Lucena já havia se encontrado com Urandir em ocasiões anteriores, inclusive em 2020, quando ainda era deputado federal e participou de uma reunião com o então secretário de Cultura do governo Jair Bolsonaro (PL), Mario Frias. Na época, Frias chegou a divulgar menções à Ratanabá em suas redes sociais.

Investigação arquivada e posicionamento da arqueologia

O caso foi alvo de apuração da deputada federal Sâmia Bôfim (Psol-SP), que acionou o Ministério Público pedindo esclarecimentos. A Promotoria, no entanto, arquivou a investigação por não identificar irregularidades, já que não houve repasse de recursos públicos à empresa.

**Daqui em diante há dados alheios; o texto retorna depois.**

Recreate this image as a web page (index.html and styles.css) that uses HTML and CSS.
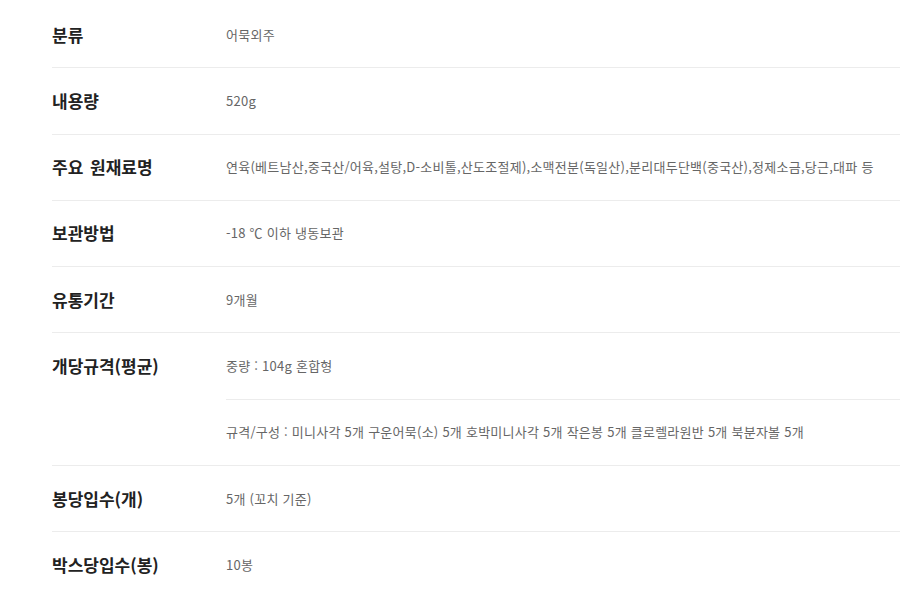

A Sociedade de Arqueologia Brasileira reforçou que a teoria de Ratanabá é uma construção sem base científica. O arqueólogo Artur Barcelos, em dossiê publicado pela entidade, classificou as propostas de Urandir como pseudociência. “A ciência arqueológica refuta em absoluto essa tese”, afirmou, explicando que o discurso envolve até a criação de uma suposta civilização extraterrestre chamada Muril, responsável pela construção de Ratanabá e de seus caminhos interligados.

Tentativas em universidades e descrédito acadêmico

Além das iniciativas com prefeituras e governos, a Dakila buscou parcerias acadêmicas. A Universidade Estadual do Amazonas chegou a assinar um termo de cooperação em 2025, mas cancelou o projeto pouco tempo depois, sem detalhar os motivos.